In some cases in the past, states filed criminal charges against people with invalid degrees who pose a threat, such as public health workers. In its investigation of Berkley, the attorney general’s office found cause for concern. Petito said the office discovered an assistant police chief who had used a Berkley degree to climb the ladder, and an expert witness in structural engineering who had used his Berkley Ph.D. as proof of his expertise. The head of a company that employed the expert had, according to news reports, mistakenly assumed that Berkley was the University of California at Berkeley.
"That’s really dangerous, that [engineer] should be in the slammer," Gollin said. He noted that poorly trained structural engineers have been responsible for building collapses in the past. Gollin thought that a lot of people who use Berkley degrees probably know that the degrees aren’t up to snuff.
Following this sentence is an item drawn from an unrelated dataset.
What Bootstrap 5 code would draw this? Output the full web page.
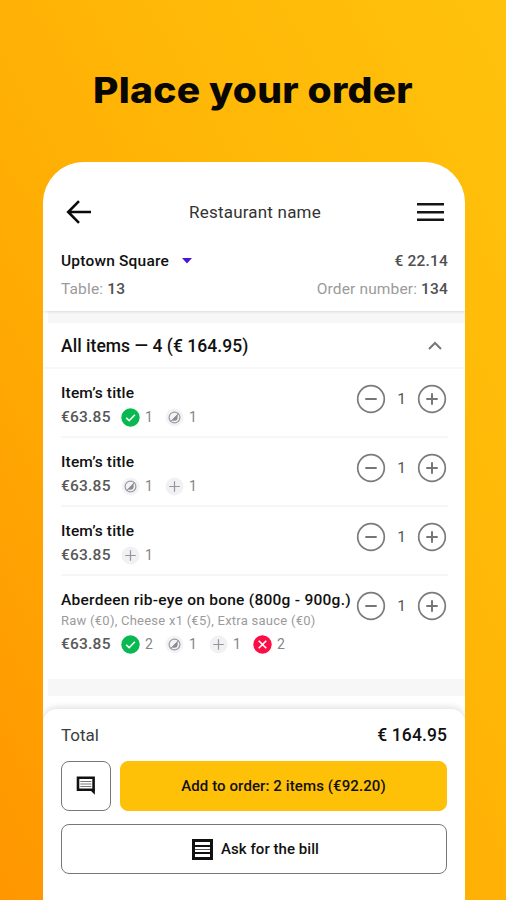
<!DOCTYPE html>
<html lang="en">
<head>
<meta charset="utf-8">
<meta name="viewport" content="width=device-width, initial-scale=1">
<title>Place your order</title>
<link href="https://cdn.jsdelivr.net/npm/bootstrap@5.3.0/dist/css/bootstrap.min.css" rel="stylesheet">
<style>
body{font-family:Roboto,"Liberation Sans",sans-serif;height:900px;background:linear-gradient(61deg,#ff9600 0%,#ffae04 42%,#ffb807 65%,#ffc20c 100%);color:#111;font-size:15.5px;line-height:20px}
svg{display:block;flex:none}
.headline{font:800 35.5px/44px Inter,"Open Sans",sans-serif;height:162px;padding-top:69px;color:#080703;letter-spacing:.2px;transform:scaleX(1.1)}
.phone{width:422px;height:738px;margin-left:43px;border-radius:41px 41px 0 0}
.topbar{height:149px;padding:30px 17px 0 18px;box-shadow:0 1px 3px rgba(0,0,0,.11);position:relative;border-radius:41px 41px 0 0}
.topbar-row{height:40px}
.bar-title{font-size:17px;color:#333;letter-spacing:.2px;margin-left:-3px}
.place{letter-spacing:.2px;padding-top:19px}
.place svg{margin-left:13px}
.details{letter-spacing:.15px;padding-top:8px}
.muted{color:#9b9b9b}
.soft{color:#3d3d3d}
.firm{color:#505050;font-weight:500}
.amount{letter-spacing:.2px}
.band{background:#f7f7f7;margin-left:5px}
.band-top{height:12px}
.band-end{height:17px}
.section-head{height:46px;padding:2px 20px 0 18px;border-bottom:2px solid #f8f8f8;font-size:17.5px;letter-spacing:.04px}
.items{padding:0 17px 0 18px}
.item{height:69px;border-bottom:2px solid #f6f6f6;padding-top:14px}
.item:last-child{height:103px;border:0}
.item-title{letter-spacing:.17px;white-space:nowrap;width:290px}
.item:last-child .item-title{letter-spacing:.26px}
.opts{font-size:13px;line-height:20px;letter-spacing:.25px;margin-top:1px}
.meta{height:20px;margin-top:4px}
.item:last-child .meta{margin-top:3px}
.price{width:60px;color:#585858;font-weight:500;letter-spacing:.22px}
.state{width:44px;color:#858585;font-size:14px;gap:5px}
.stepper{width:91px;height:30px;margin:1px 1px 0 0;color:#555}
.sheet{height:191px;border-radius:14px 14px 0 0;box-shadow:0 -2px 6px rgba(0,0,0,.12);padding:15px 18px 0}
.total{font-size:17px;line-height:22px}
.total-sum{font-size:17.5px;letter-spacing:.1px}
.actions{gap:9px;padding-top:15px}
.b{height:50px;border-radius:8px;--bs-btn-font-size:15px;--bs-btn-color:#111;--bs-btn-border-color:#777;--bs-btn-padding-y:0}
.b-note{width:50px}
.b-add{--bs-btn-bg:#ffc008;--bs-btn-border-color:#ffc008;letter-spacing:.1px}
.b-bill{gap:8px;margin-top:13px;padding-left:15px;letter-spacing:.05px}
</style>
</head>
<body class="overflow-hidden">
<svg width="0" height="0" class="position-absolute">
<defs>
<g id="ok"><circle cx="9.5" cy="9.5" r="9.2" fill="#08b851"/><path d="M5.2 9.8l3 2.9 5.7-5.9" fill="none" stroke="#fff" stroke-width="1.6"/></g>
<g id="cook"><circle cx="9.5" cy="9.5" r="9" fill="#f3f3f5"/><circle cx="9.5" cy="9.5" r="5.4" fill="none" stroke="#9a9aa0" stroke-width="1.2"/><path d="M12.6 6.2V9.5a3.2 3.2 0 0 1-3.2 3.2H6.8z" fill="#8b8b91"/><path d="M13.6 5.4l-8 8.2" stroke="#919197"/></g>
<g id="add"><circle cx="9.5" cy="9.5" r="9" fill="#f1f1f4"/><path d="M4.2 9.5h10.6M9.5 4.2v10.6" stroke="#95959b" stroke-width="1.2"/></g>
<g id="no"><circle cx="9.5" cy="9.5" r="9.2" fill="#fb0d45"/><path d="M5.7 5.7l7.6 7.6M13.3 5.7l-7.6 7.6" stroke="#fff" stroke-width="1.6"/></g>
<g id="less"><circle cx="15" cy="15" r="13.3" fill="none" stroke="#7b7b7e" stroke-width="1.7"/><path d="M9.3 15h11.4" stroke="#76767a" stroke-width="2"/></g>
<g id="more"><circle cx="15" cy="15" r="13.3" fill="none" stroke="#7b7b7e" stroke-width="1.7"/><path d="M9.3 15h11.4M15 9.3v11.4" stroke="#76767a" stroke-width="2"/></g>
</defs>
</svg>
<h1 class="headline m-0 text-center">Place your order</h1>
<main class="phone bg-white overflow-hidden d-flex flex-column">
  <header class="topbar bg-white">
    <div class="topbar-row d-flex justify-content-between align-items-center">
      <svg width="36" height="30" viewBox="0 0 36 30"><path d="M30 15H7.5M18 4.2L7.2 15 18 25.8" fill="none" stroke="#0b0b0b" stroke-width="2.6"/></svg>
      <span class="bar-title">Restaurant name</span>
      <svg width="32" height="24" viewBox="0 0 32 24"><path d="M1 4.2h27M1 12.2h27M1 19.8h27" stroke="#151515" stroke-width="2.6"/></svg>
    </div>
    <div class="place d-flex justify-content-between align-items-center">
      <span class="d-flex align-items-center fw-medium">Uptown Square<svg width="10" height="6" viewBox="0 0 10 6"><path d="M0 0h10L5 5.5z" fill="#4a16d4"/></svg></span>
      <span class="firm amount">€ 22.14</span>
    </div>
    <div class="details d-flex justify-content-between">
      <span><span class="muted">Table:</span> <span class="firm">13</span></span>
      <span><span class="muted">Order number:</span> <span class="firm">134</span></span>
    </div>
  </header>
  <div class="band band-top"></div>
  <div class="section-head d-flex justify-content-between align-items-center fw-medium">All items — 4 (€ 164.95)
    <svg width="20" height="14" viewBox="0 0 20 14"><path d="M4 10L10 4l6 6" fill="none" stroke="#777" stroke-width="2"/></svg>
  </div>
  <section class="items">
    <div class="item d-flex justify-content-between">
      <div><div class="item-title fw-medium">Item’s title</div>
        <div class="meta d-flex align-items-center"><span class="price">€63.85</span><span class="state d-flex align-items-center"><svg width="19" height="19"><use href="#ok"/></svg>1</span><span class="state d-flex align-items-center"><svg width="19" height="19"><use href="#cook"/></svg>1</span></div></div>
      <div class="stepper d-flex align-items-center justify-content-between"><svg width="30" height="30"><use href="#less"/></svg>1<svg width="30" height="30"><use href="#more"/></svg></div>
    </div>
    <div class="item d-flex justify-content-between">
      <div><div class="item-title fw-medium">Item’s title</div>
        <div class="meta d-flex align-items-center"><span class="price">€63.85</span><span class="state d-flex align-items-center"><svg width="19" height="19"><use href="#cook"/></svg>1</span><span class="state d-flex align-items-center"><svg width="19" height="19"><use href="#add"/></svg>1</span></div></div>
      <div class="stepper d-flex align-items-center justify-content-between"><svg width="30" height="30"><use href="#less"/></svg>1<svg width="30" height="30"><use href="#more"/></svg></div>
    </div>
    <div class="item d-flex justify-content-between">
      <div><div class="item-title fw-medium">Item’s title</div>
        <div class="meta d-flex align-items-center"><span class="price">€63.85</span><span class="state d-flex align-items-center"><svg width="19" height="19"><use href="#add"/></svg>1</span></div></div>
      <div class="stepper d-flex align-items-center justify-content-between"><svg width="30" height="30"><use href="#less"/></svg>1<svg width="30" height="30"><use href="#more"/></svg></div>
    </div>
    <div class="item d-flex justify-content-between">
      <div><div class="item-title fw-medium">Aberdeen rib-eye on bone (800g - 900g.)</div>
        <div class="opts muted">Raw (€0), Cheese x1 (€5), Extra sauce (€0)</div>
        <div class="meta d-flex align-items-center"><span class="price">€63.85</span><span class="state d-flex align-items-center"><svg width="19" height="19"><use href="#ok"/></svg>2</span><span class="state d-flex align-items-center"><svg width="19" height="19"><use href="#cook"/></svg>1</span><span class="state d-flex align-items-center"><svg width="19" height="19"><use href="#add"/></svg>1</span><span class="state d-flex align-items-center"><svg width="19" height="19"><use href="#no"/></svg>2</span></div></div>
      <div class="stepper d-flex align-items-center justify-content-between"><svg width="30" height="30"><use href="#less"/></svg>1<svg width="30" height="30"><use href="#more"/></svg></div>
    </div>
  </section>
  <div class="band band-end"></div>
  <footer class="sheet bg-white mt-auto">
    <div class="total d-flex justify-content-between"><span class="soft">Total</span><span class="total-sum fw-medium">€ 164.95</span></div>
    <div class="actions d-flex">
      <button class="btn b b-note p-0 d-flex align-items-center justify-content-center" aria-label="Comment"><svg width="20" height="20" viewBox="0 0 20 20"><path d="M2 1.8h15.6v12H2z" fill="#fff" stroke="#111" stroke-width="2.6"/><path d="M13.5 13.5h5.4v5.2z" fill="#111"/><path d="M4.4 5.5h11M4.4 8h11M4.4 10.5h11" stroke="#777" stroke-width="1"/></svg></button>
      <button class="btn b b-add flex-fill fw-medium">Add to order: 2 items (€92.20)</button>
    </div>
    <button class="btn b b-bill w-100 d-flex align-items-center justify-content-center fw-medium"><svg width="21" height="21" viewBox="0 0 21 21"><path d="M1.5 1.5h18v18h-18z" fill="#fff" stroke="#111" stroke-width="3"/><path d="M3 7h15M3 14h15" stroke="#111" stroke-width="1.8"/><path d="M3 10.5h15" stroke="#555"/></svg>Ask for the bill</button>
  </footer>
</main>
<script src="https://cdn.jsdelivr.net/npm/bootstrap@5.3.0/dist/js/bootstrap.bundle.min.js"></script>
</body>
</html>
However, he felt many students may have been deceived, because the course descriptions sound official, the diplomas look real, and the receptionist at Berkley’s Office of Student Affairs refers to the institution’s accreditation by the “New Millennium Accrediting Partnership For Educators Worldwide." According to the lawsuit, Globosky also founded and owns “N.A.P.F.E.W,” an acronym he said stood for “National Association of Police, Firefighters and Emergency Workers” in his original application for a post office box in Washington.
What Gollin found most distasteful was that Berkley has a special section catering to military personnel. “Soldiers can really use [distance learning] degrees for promotions,” he said. “Selling these people who are getting shot at bogus degrees is disgusting.”